Reproduce the listing below exactly, beginning with its first line and ending with the line that holds "left-[808px] top-[453px] text-[24px]"; pictures are not part of the copy.
════════════════════
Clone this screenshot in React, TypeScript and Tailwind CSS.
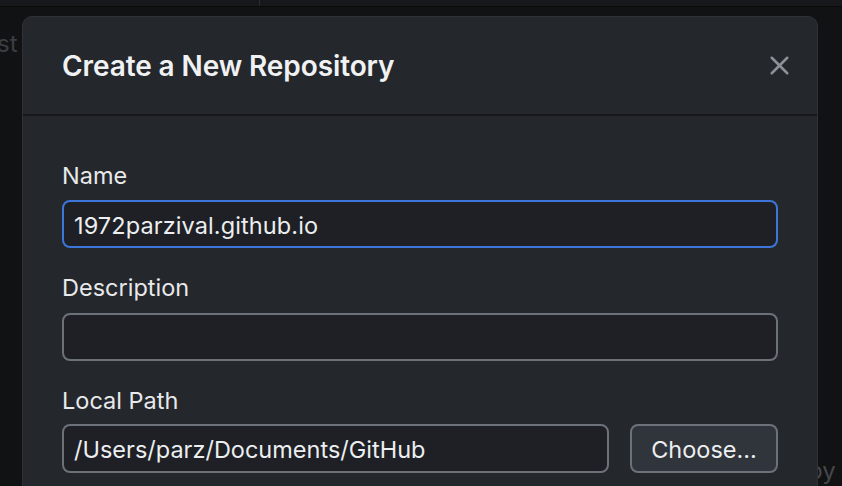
import { X } from 'lucide-react'

const font = { fontFamily: 'Inter, "Noto Sans", sans-serif' }

export default function App() {
    return (
        <div className="relative h-[486px] w-[842px] overflow-hidden bg-[#111214] text-white" style={font}>
            {/* app window behind */}
            <div className="flex h-[7px] border-b border-[#0a0a0b] bg-[#17181b]">
                <div className="w-[260px] border-r border-[#2a2b2f]" />
            </div>
            <div className="absolute left-[-3px] top-[26px] text-[24px] text-[#3c3d41]">st</div>
            <div className="absolute left-[808px] top-[453px] text-[24px] text-[#46474b]">by</div>

            {/* dialog */}
            <div className="absolute left-[22px] top-[16px] w-[796px] h-[500px] rounded-[10px] border border-[#2e3137] bg-[#24272c]">
                <div className="flex h-[99px] items-center justify-between border-b-2 border-[#17181b] pl-[39px] pr-[22px]">
                    <h1 className="text-[28px] font-semibold tracking-[-0.1px] text-[#f0f1f3]">Create a New Repository</h1>
                    <X className="h-[31px] w-[31px] text-[#8b9099]" strokeWidth={2} />
                </div>

                <div className="flex flex-col px-[39px] pt-[46px]">
                    <label className="text-[23.5px] leading-[28px] text-[#e8e9eb]">Name</label>
                    <div className="mt-[10px] flex h-[48px] items-center rounded-[8px] border-2 border-[#3b76d8] bg-[#1e2025] px-[10px] pt-[3px] text-[23.5px] tracking-[0.1px] text-[#eceef0]">
                        1972parzival.github.io
                    </div>

                    <label className="mt-[26px] text-[23.5px] leading-[28px] text-[#e8e9eb]">Description</label>
                    <div className="mt-[11px] h-[48px] rounded-[8px] border-2 border-[#6c717a] bg-[#1e2025]" />

                    <label className="mt-[26px] text-[23.5px] leading-[28px] text-[#e8e9eb]">Local Path</label>
                    <div className="mt-[9px] flex gap-[21px]">
                        <div className="flex h-[49px] flex-1 items-center rounded-[8px] border-2 border-[#6c717a] bg-[#1e2025] px-[10px] pt-[3px] text-[23.5px] text-[#eceef0]">
                            /Users/parz/Documents/GitHub
                        </div>
                        <button className="h-[49px] w-[148px] rounded-[8px] border-2 border-[#6c717a] bg-[#30343b] pt-[3px] text-[23.5px] text-[#eceef0]">
                            Choose...
                        </button>
                    </div>
                </div>
            </div>
        </div>
    )
}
════════════════════
— Solved exercise —
Clone this screenshot in React, TypeScript and Tailwind CSS.
import { X } from 'lucide-react'

const font = { fontFamily: 'Inter, "Noto Sans", sans-serif' }

export default function App() {
    return (
        <div className="relative h-[486px] w-[842px] overflow-hidden bg-[#111214] text-white" style={font}>
            {/* app window behind */}
            <div className="flex h-[7px] border-b border-[#0a0a0b] bg-[#17181b]">
                <div className="w-[260px] border-r border-[#2a2b2f]" />
            </div>
            <div className="absolute left-[-3px] top-[26px] text-[24px] text-[#3c3d41]">st</div>
            <div className="absolute left-[808px] top-[453px] text-[24px] text-[#46474b]">by</div>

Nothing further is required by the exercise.